2. A perfect being, or God, is indispensable in generating some theoretically insightful thought experiments (premise).
3. Therefore, a perfect being is logically possible (From 1,2).
4. If a perfect being is logically possible, then a perfect being exists (by S5, given that a perfect being has necessary existence).
5. Therefore, a perfect being exists (From 3,4).

It seems to me that this argument is sound. An atheist might reject (1), but if something is logically impossible, it is hard to see why it would be theoretically indispensable, since it would entail anything. Impossible entities are, therefore, dispensable, since they function trivially in the thought experiment, and any impossible entity would function in the same way. So one impossible entity is no more indispensable than any other. What’s more, while impossibilities entail anything, we would find ourselves like Buridan’s ass, not directed by the concept itself in any particular way when thinking through the thought experiment. Rather, the direction would be determined by some sort of misapprehension of what a perfect being is–a misapprehension that oddly happens to be shared by every person who grasps the thought experiment. But then it is the “misapprehension” of a perfect being that is functioning indispensably, and we would have to see why it is the case that we are dealing with a misapprehension rather than the concept of a perfect being.

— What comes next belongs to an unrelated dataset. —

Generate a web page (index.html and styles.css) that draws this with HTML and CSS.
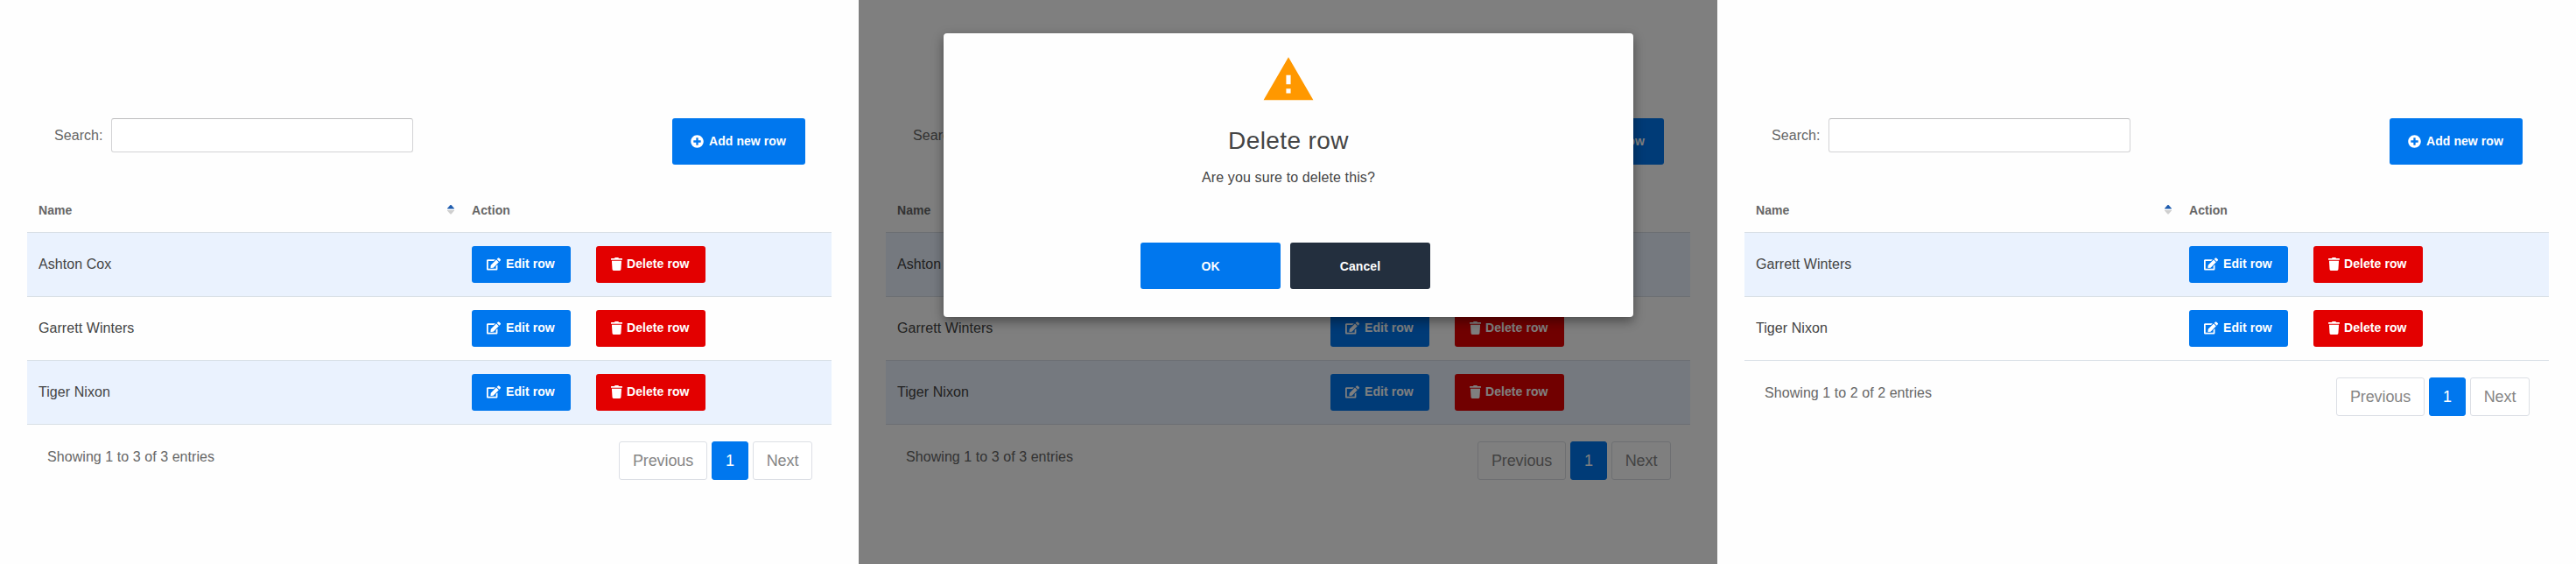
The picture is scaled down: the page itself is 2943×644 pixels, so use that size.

I think the atheist might be more successful in denying (2), by arguing that the idea of a perfect being is not actually integral to many thought experiments. Of course, this places a huge burden on the atheist of wading through thought experiments that make use of a perfect being, so as to demonstrate dispensability. Absent such a demonstration, it seems to me that thought experiments that make use of God do so in a substantive and indispensable manner. For as Voltaire says, “Si Dieu n’existait pas, il faudrait l’inventer” (Epistle to the author of the book, The Three Impostors, 1768). Except, if it is necessary to invent God, then according to my reasoning, God is logically possible, and so actual.